→ **THE EXERCISE**
Locate all lines with the word "React" and copy them out.

— start AVAILABLE DATA —

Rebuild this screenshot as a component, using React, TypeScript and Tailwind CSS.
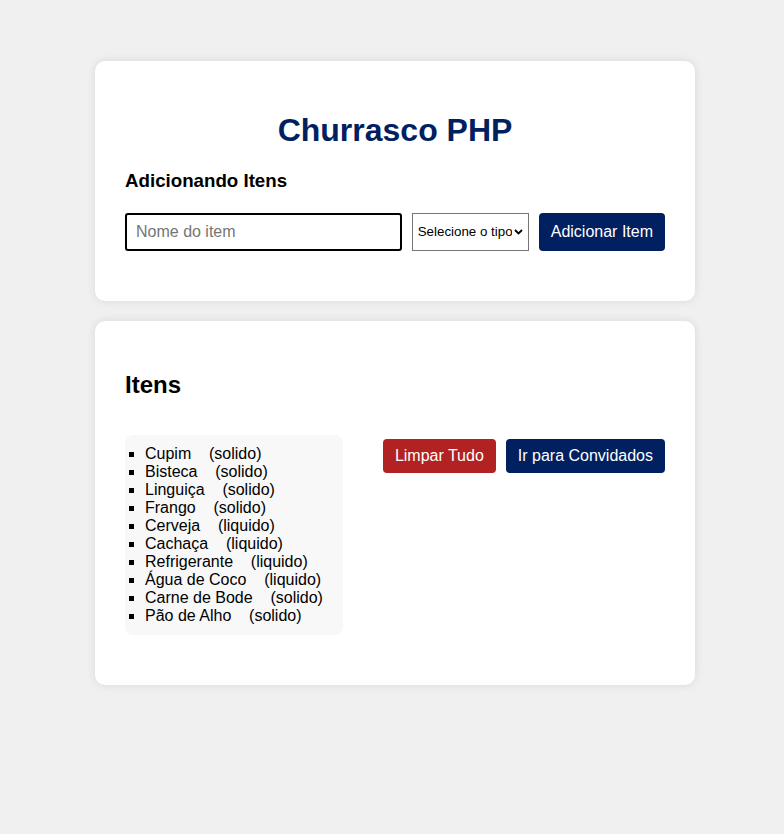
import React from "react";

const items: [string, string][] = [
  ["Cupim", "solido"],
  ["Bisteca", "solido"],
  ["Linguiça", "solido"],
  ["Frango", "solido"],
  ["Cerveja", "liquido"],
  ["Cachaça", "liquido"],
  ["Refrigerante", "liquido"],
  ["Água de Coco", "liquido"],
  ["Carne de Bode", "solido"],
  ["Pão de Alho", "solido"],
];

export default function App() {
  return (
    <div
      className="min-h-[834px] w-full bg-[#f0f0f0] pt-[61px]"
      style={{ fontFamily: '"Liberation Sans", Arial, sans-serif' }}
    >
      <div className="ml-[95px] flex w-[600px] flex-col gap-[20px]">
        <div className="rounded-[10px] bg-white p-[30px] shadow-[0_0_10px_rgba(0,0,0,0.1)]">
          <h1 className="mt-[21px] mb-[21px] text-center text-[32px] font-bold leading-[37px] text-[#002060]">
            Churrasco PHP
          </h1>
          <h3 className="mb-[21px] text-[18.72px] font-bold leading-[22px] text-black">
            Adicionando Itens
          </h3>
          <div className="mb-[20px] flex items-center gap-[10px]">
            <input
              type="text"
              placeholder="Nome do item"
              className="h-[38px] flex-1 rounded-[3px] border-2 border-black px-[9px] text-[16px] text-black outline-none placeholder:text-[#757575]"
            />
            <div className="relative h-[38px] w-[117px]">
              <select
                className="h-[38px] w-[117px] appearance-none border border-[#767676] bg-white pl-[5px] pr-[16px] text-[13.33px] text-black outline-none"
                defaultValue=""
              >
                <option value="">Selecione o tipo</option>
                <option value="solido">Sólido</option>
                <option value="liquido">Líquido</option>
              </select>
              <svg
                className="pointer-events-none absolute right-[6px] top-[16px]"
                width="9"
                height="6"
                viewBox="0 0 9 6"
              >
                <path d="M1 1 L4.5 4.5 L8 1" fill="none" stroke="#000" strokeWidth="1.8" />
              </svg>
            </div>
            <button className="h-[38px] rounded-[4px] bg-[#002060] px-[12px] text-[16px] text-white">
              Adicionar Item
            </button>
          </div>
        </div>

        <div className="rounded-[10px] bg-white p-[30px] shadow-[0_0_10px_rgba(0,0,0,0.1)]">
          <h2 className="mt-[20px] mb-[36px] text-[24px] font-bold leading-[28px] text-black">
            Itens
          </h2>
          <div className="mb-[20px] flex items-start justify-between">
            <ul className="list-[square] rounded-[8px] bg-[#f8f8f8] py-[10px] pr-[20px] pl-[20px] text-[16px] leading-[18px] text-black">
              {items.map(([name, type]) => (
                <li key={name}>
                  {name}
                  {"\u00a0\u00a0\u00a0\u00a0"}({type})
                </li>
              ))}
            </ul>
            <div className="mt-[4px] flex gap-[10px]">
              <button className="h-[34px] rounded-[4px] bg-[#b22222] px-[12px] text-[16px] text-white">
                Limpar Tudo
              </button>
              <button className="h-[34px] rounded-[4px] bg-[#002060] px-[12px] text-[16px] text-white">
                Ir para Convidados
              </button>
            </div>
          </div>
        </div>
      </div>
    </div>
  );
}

— end AVAILABLE DATA —

→ **SOLVED PROBLEM**
Rebuild this screenshot as a component, using React, TypeScript and Tailwind CSS.
import React from "react";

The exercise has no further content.